CS 2.4. If 40% excess O2 is fed to the boiler, calculate:
(a) The air feed in
(i) lb-mole/min.
(ii) Standard cubic feet/min.
(iii) Actual cubic feet/min.
(b) The molar flow rate of water in the air stream.
CS 2.5. Determine the rate of flow of CaCO3, inerts, and H2O in the limestone feed.
CS 2.6. Estimate the rate at which each component in the gas leaves the furnace. What is the waste removal
rate from the boiler?
Problems 3
CS 2.7. At what rate must heat be removed from the furnace?
CS 2.8. Plants of the type under consideration operate at an efficiency of about 35%; that is, for each unit of
heat extracted from the combustion process, 0.35 units are converted to electrical energy. From
this efficiency and the specified power output of 500 MW, determine:
(a) Coal feed rate in lbm/h.
(b) Air feed rate in
(i) lb-mole/min.
(ii) Standard cubic feet/min.
(c) The flow rate of each component in the gas leaving the furnace.
CS 2.9. How much additional coal is consumed in the boiler because of the addition of limestone?
CS 2.10. Calculate the feed rate of liquid to each scrubber in lbm/h.
CS 2.11. Estimate the composition and flow rates of the gas and liquid streams leaving the scrubber.

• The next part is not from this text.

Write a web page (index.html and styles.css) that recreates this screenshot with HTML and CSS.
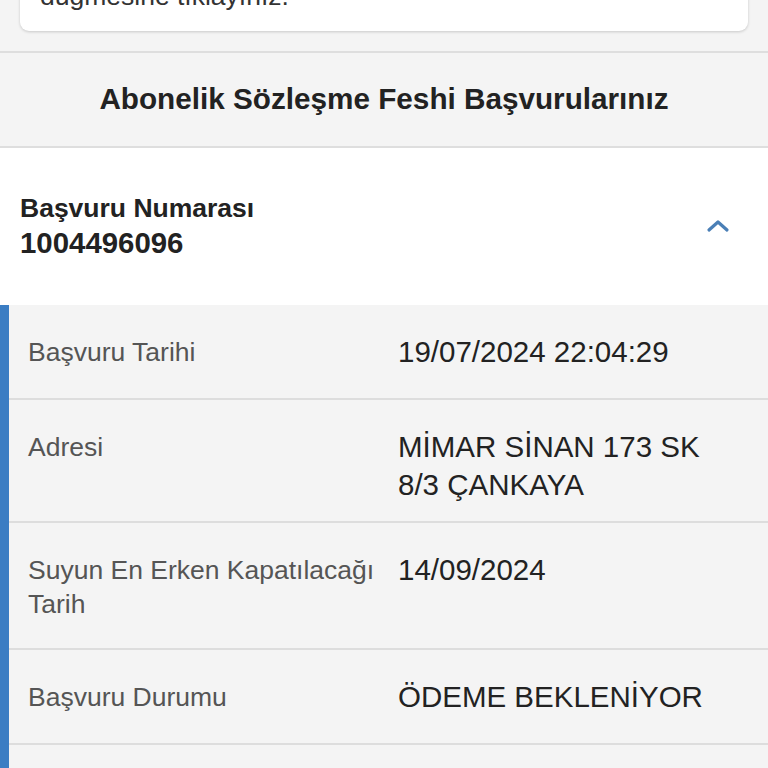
FILE: index.html
```html
<!DOCTYPE html>
<html lang="tr">
<head>
  <meta charset="UTF-8" />
  <meta name="viewport" content="width=device-width, initial-scale=1.0"/>
  <title>Abonelik Sözleşme Feshi Başvurularınız</title>
  <link rel="stylesheet" href="styles.css">
</head>
<body>
  <div class="notice">
    <p>düğmesine tıklayınız.</p>
  </div>

  <h2 class="section-title">Abonelik Sözleşme Feshi Başvurularınız</h2>

  <div class="application">
    <div class="application-head">
      <div>
        <div class="label-strong">Başvuru Numarası</div>
        <div class="number">1004496096</div>
      </div>
      <svg class="chevron" width="24" height="16" viewBox="0 0 24 16">
        <path d="M3 12 L12 4 L21 12" fill="none" stroke="#4a7fb6" stroke-width="3.2" stroke-linecap="round" stroke-linejoin="round"/>
      </svg>
    </div>

    <div class="details">
      <div class="row">
        <div class="key">Başvuru Tarihi</div>
        <div class="val">19/07/2024 22:04:29</div>
      </div>
      <div class="row row-address">
        <div class="key">Adresi</div>
        <div class="val">MİMAR SİNAN 173 SK<br>8/3 ÇANKAYA</div>
      </div>
      <div class="row">
        <div class="key">Suyun En Erken Kapatılacağı Tarih</div>
        <div class="val">14/09/2024</div>
      </div>
      <div class="row">
        <div class="key">Başvuru Durumu</div>
        <div class="val">ÖDEME BEKLENİYOR</div>
      </div>
      <div class="row">
        <div class="key">&nbsp;</div>
        <div class="val">&nbsp;</div>
      </div>
    </div>
  </div>
</body>
</html>
```

FILE: styles.css
```css
body {
  margin: 0;
  font-family: 'Liberation Sans', Arial, sans-serif;
  background: #f4f4f4;
  color: #222;
  overflow: hidden;
}

.notice {
  margin: -25px 20px 0;
  background: #fff;
  border-radius: 0 0 9px 9px;
  box-shadow: 0 1px 3px rgba(0, 0, 0, 0.18);
  padding: 0 20px 14px;
}

.notice p {
  margin: 0;
  font-size: 26.5px;
  line-height: 42px;
  color: #333;
}

.section-title {
  margin: 20px 0 0;
  border-top: 2px solid #dedede;
  border-bottom: 2px solid #dedede;
  text-align: center;
  font-size: 29.7px;
  font-weight: bold;
  line-height: 32px;
  padding: 30px 0 31px;
  color: #222;
}

.application-head {
  background: #fff;
  display: flex;
  justify-content: space-between;
  align-items: center;
  padding: 44px 30px 43px 20px;
}

.label-strong {
  font-size: 26.5px;
  font-weight: bold;
  line-height: 32px;
}

.number {
  font-size: 29.4px;
  font-weight: bold;
  line-height: 38px;
}

.chevron {
  margin-right: 8px;
  margin-top: -2px;
}

.details {
  border-left: 9px solid #3b7dc3;
  background: #f4f4f4;
}

.row {
  display: grid;
  grid-template-columns: 370px 1fr;
  padding: 28px 0 27px 19px;
  border-bottom: 2px solid #dddddd;
}

.row-address {
  padding-bottom: 17px;
}

.key {
  font-size: 26.5px;
  line-height: 34px;
  color: #555;
  padding-top: 2px;
  padding-right: 8px;
}

.val {
  font-size: 29.5px;
  line-height: 38px;
  color: #222;
}
```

Are the
EPA requirements satisfied?
CS 2.12. Determine the rate at which water (fresh water and recycled water from the pond) must be mixed
with the effluent from the scrubber to reduce the solids content (ash, CaO, CaSO4) to 10 wt%.
CS 2.13. If essentially all the solids in the waste stream fed to the settling pond are precipitated, and if the
pond surface area is such that half of the water in the waste stream is evaporated, at what rate, in
gallons per minute, must fresh water be fed to the process?
CS 2.14. Determine the temperature of the gas stream as it leaves the heat exchanger following the boiler.
CS 2.15. What is the water circulation rate through the heat-recovery loop; that is, the flow rate of the stream
that cools the gases entering the scrubber and heats the absorber effluent? What is the minimum
pressure at which this cycle can operate with liquid water? To what temperature is the gas leaving
the scrubber reheated before it is mixed with gas from other trains?
CS 2.16. One of the design specifications for power plant boilers is the amount of excess air used in burning
coal. Evaluate the heat removed from the boiler for 20% and 100% excess air if the temperature of
the exit gases and slag is 890°F. What are the ramifications of altering the ratio of air to coal?
CS 2.17. At first glance it might appear that there is no need to split the exit gases into three streams, only to
remix them later in the process. However, for the scrubbers under consideration, the maximum
allowable velocity of the gas through the empty column is given by
vm
ft/s 0:15
ρL ρG=ρG
0:5 where ρG and ρL are the densities of the gas and liquid phases. Estimate the minimum column
diameters for one-, two-, and three-train operations. Why is the three-train operation used?
CS 2.18. Why is the gas leaving the scrubber reheated before it is sent to the stack? (Think about it—the
answer is not contained in the process description.)
CS 2.19. If 2.5% of the heat removed from the boiler is lost to the surroundings, at what rate is steam generated?
CS 2.20. Neglecting kinetic and potential energy changes across the steam turbine, calculate the rate at
which work is produced in megawatts.
CS 2.21. What is the flow rate or cooling water through the steam condenser if the water temperature is
allowed to increase by 25°F?
CS 2.22. The pump that transports the steam condensate from the condenser to the boiler has an efficiency of
55% (i.e., 55% of the energy input to the pump is converted to useful work on the condensate).
Neglecting friction losses in the condensate flow and changes in kinetic and potential energy, what
is the required energy input to the pump in horsepower?
CS 2.23. It is estimated that the total capital costs for the SO2-removal portion of this plant will be $25
million. The lifetime of the plant is determined to be 25 years, assuming 7000 hours per year
4 CASE STUDY 2 SO2 Removal from Power-Plant Stack Gases
operation. The annual operating costs, including labor, maintenance, utilities, and the like, are
estimated to be about $10.5 million. Using current costs for electrical energy, estimate the
incremental cost per kilowatt for the desulfurization process. (Note: The costs are based on 1978
estimates. The cost figures can be updated using available cost indices.)
Additional Problems for Study
CS 2.24. Power companies have objected to the wet-limestone scrubbing process, claiming it creates more
environmental problems than it solves. What environmental problems are created by this process?
CS 2.25. As pointed out earlier, many of the problems associated with boiler injection of limestone have
proved to be insurmountable. Discuss what you think some of the problems might be, and propose
an alternative processing scheme that retains the essential features of wet limestone scrubbing. Feel
free to use available references.
CS 2.26. There have been many changes in technology and regulations since this case study was originally
prepared. Search the internet for at least one modification in regulations and/or one new
technology associated with removing SO2 from power-plant stack gases.